◆ Requirements
Reply with one number only: the count of lines below that contain the word "React".

◆ Data for this exercise

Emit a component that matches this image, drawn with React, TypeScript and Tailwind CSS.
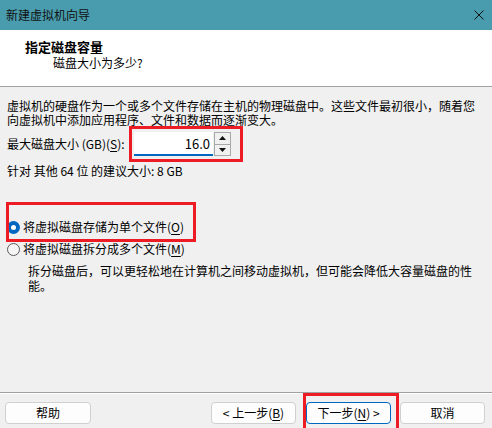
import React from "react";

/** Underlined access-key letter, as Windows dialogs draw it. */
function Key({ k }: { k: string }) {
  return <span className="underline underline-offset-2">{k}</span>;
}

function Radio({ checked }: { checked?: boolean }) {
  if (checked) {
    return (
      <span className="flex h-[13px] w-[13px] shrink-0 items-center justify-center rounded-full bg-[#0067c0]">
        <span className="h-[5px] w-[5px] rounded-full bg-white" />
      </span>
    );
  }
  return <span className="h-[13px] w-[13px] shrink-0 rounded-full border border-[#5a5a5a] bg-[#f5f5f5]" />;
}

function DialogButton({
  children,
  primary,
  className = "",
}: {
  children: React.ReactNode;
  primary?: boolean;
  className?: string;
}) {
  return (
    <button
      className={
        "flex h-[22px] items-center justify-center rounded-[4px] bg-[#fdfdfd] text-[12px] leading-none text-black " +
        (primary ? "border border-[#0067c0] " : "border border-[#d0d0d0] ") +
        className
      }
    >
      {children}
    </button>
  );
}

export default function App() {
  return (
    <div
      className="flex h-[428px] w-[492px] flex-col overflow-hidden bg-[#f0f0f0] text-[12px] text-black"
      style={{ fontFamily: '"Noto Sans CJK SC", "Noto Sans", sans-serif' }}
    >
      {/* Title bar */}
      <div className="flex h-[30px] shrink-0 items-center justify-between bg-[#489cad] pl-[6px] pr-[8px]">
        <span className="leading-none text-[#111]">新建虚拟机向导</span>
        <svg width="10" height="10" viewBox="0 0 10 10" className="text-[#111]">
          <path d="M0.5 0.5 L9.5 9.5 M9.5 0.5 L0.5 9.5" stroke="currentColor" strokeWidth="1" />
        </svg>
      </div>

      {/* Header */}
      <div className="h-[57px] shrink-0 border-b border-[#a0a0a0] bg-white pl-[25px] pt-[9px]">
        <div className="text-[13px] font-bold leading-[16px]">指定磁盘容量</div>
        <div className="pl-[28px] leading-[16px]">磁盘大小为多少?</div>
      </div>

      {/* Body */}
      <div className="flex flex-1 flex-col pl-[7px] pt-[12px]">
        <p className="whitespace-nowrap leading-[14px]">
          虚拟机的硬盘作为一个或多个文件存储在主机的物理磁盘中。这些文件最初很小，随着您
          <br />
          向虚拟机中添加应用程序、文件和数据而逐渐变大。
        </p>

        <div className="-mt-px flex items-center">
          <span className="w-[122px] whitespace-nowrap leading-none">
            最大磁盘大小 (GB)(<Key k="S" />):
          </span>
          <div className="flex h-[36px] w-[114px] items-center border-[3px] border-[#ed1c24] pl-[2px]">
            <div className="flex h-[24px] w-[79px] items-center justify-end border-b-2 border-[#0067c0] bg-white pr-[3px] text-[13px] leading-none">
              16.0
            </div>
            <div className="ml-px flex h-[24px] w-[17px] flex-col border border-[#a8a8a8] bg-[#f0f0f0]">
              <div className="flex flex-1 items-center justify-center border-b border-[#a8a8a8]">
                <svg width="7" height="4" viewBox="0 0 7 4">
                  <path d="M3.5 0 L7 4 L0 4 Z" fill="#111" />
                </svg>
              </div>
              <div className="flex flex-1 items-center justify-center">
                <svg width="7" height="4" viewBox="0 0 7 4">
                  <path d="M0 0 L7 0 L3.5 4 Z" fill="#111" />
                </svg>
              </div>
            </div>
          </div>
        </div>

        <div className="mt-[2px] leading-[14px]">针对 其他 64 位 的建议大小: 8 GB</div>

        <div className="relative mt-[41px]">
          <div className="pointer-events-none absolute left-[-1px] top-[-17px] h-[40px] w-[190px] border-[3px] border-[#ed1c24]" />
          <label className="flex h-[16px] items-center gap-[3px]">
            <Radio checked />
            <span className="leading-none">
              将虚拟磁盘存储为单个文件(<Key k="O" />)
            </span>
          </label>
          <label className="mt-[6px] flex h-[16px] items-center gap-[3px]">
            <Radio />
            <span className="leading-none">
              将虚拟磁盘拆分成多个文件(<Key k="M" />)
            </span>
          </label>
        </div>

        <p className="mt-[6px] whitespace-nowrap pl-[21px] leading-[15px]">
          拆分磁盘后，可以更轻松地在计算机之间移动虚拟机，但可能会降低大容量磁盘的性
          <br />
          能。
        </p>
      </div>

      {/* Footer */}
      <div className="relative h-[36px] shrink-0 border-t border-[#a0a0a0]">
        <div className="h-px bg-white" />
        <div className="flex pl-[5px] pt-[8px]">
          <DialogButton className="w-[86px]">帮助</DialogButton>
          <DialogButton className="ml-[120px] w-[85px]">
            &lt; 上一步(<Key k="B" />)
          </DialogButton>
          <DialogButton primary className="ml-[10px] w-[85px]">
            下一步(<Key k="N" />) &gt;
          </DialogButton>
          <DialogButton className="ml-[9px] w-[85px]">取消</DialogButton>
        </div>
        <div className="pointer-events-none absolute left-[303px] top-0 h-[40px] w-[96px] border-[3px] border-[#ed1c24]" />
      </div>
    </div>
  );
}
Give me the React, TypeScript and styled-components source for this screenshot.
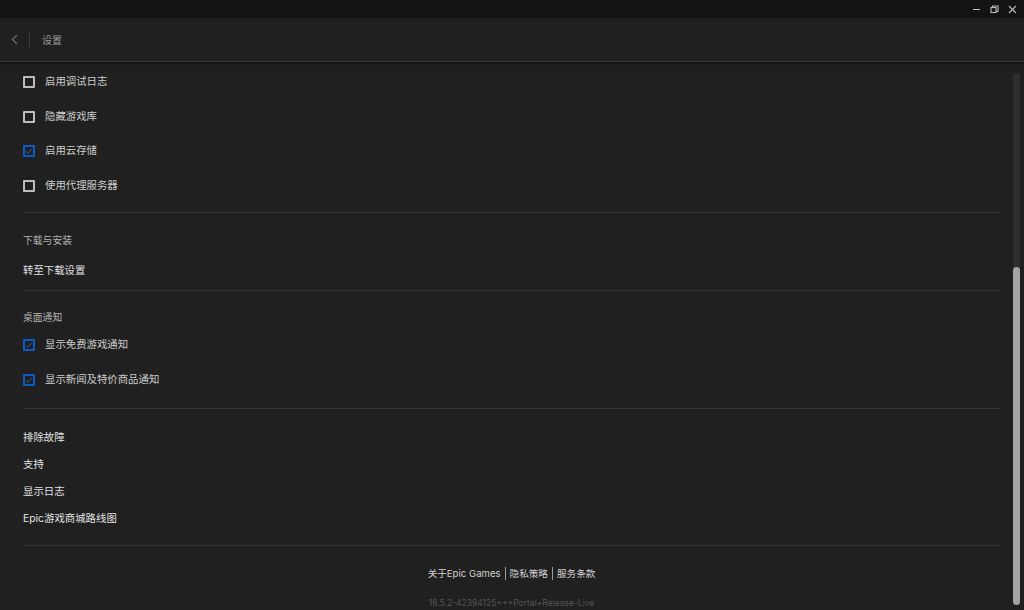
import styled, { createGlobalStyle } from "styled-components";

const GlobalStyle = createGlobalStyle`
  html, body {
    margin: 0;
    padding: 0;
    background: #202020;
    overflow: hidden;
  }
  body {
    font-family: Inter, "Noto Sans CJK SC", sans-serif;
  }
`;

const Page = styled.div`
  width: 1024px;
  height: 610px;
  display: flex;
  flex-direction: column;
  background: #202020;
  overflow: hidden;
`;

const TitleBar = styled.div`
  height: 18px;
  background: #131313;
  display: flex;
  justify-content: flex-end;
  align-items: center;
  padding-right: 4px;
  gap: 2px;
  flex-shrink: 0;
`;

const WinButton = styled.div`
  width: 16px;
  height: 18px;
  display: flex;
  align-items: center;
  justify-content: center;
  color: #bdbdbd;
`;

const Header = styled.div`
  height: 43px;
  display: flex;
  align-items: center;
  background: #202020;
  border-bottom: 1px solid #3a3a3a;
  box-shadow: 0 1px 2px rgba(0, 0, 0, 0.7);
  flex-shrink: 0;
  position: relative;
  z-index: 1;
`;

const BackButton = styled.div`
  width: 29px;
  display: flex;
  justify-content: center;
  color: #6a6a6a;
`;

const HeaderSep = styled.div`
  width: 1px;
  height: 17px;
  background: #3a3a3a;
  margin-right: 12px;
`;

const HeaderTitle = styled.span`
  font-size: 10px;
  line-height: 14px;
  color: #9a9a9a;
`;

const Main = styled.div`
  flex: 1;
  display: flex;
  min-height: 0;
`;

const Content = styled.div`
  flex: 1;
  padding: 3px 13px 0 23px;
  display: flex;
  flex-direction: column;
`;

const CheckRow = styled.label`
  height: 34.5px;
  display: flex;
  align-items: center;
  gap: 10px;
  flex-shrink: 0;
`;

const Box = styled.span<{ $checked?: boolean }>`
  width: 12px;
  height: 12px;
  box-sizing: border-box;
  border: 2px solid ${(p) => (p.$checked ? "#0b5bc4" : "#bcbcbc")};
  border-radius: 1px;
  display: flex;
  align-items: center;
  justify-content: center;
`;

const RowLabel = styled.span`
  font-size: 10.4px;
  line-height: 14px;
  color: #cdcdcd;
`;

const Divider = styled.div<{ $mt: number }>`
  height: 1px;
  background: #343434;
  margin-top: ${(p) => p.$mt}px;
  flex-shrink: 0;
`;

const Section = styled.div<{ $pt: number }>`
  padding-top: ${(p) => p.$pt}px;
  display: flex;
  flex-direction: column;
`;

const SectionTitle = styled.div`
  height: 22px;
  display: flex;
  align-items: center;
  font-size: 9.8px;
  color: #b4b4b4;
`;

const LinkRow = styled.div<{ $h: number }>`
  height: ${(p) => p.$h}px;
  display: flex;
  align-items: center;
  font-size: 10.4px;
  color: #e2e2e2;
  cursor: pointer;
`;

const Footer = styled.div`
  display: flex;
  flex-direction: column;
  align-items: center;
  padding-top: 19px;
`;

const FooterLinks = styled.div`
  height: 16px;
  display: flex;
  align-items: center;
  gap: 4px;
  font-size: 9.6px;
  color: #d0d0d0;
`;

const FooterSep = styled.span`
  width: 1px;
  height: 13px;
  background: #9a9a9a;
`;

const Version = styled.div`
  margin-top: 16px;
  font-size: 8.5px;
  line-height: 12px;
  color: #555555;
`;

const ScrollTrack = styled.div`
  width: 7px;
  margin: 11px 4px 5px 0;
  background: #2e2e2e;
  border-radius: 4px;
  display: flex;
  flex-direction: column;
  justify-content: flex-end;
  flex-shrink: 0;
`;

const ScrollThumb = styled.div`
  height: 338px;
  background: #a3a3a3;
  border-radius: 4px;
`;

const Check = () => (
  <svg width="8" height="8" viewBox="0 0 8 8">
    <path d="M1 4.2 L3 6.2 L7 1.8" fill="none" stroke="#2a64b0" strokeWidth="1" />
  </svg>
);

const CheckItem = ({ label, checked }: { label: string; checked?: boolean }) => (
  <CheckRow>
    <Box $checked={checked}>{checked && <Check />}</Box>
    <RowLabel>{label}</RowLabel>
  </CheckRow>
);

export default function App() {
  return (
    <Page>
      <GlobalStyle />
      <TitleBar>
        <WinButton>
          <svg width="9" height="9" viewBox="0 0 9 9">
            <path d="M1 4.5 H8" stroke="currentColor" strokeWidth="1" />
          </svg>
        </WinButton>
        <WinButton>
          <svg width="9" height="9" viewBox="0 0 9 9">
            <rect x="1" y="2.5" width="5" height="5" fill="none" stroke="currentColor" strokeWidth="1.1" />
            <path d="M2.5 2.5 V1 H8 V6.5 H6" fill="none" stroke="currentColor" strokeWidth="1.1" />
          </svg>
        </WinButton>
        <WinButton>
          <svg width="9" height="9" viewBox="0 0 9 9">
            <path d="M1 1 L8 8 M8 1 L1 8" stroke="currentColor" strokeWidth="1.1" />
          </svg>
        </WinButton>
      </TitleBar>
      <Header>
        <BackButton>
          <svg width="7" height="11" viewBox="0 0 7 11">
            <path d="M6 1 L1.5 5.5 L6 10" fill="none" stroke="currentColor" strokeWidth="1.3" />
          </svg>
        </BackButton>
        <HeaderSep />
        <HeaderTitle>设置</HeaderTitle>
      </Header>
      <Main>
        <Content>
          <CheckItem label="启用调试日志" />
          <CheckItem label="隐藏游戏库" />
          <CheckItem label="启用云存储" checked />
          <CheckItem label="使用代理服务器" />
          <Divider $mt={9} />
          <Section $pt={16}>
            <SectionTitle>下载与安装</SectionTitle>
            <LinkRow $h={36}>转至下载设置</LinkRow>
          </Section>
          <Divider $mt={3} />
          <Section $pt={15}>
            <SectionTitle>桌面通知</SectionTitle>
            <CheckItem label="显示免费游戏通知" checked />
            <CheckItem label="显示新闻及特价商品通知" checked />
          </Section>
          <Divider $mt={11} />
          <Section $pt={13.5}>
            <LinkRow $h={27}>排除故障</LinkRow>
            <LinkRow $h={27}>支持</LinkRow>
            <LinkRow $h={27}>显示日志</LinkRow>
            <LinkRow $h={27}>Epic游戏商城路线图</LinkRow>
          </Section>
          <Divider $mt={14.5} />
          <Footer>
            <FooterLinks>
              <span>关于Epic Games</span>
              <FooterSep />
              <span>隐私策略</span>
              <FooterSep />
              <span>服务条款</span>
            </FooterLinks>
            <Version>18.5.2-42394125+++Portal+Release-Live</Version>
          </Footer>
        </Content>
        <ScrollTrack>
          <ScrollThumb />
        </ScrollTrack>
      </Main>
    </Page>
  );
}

◆ Finished task
4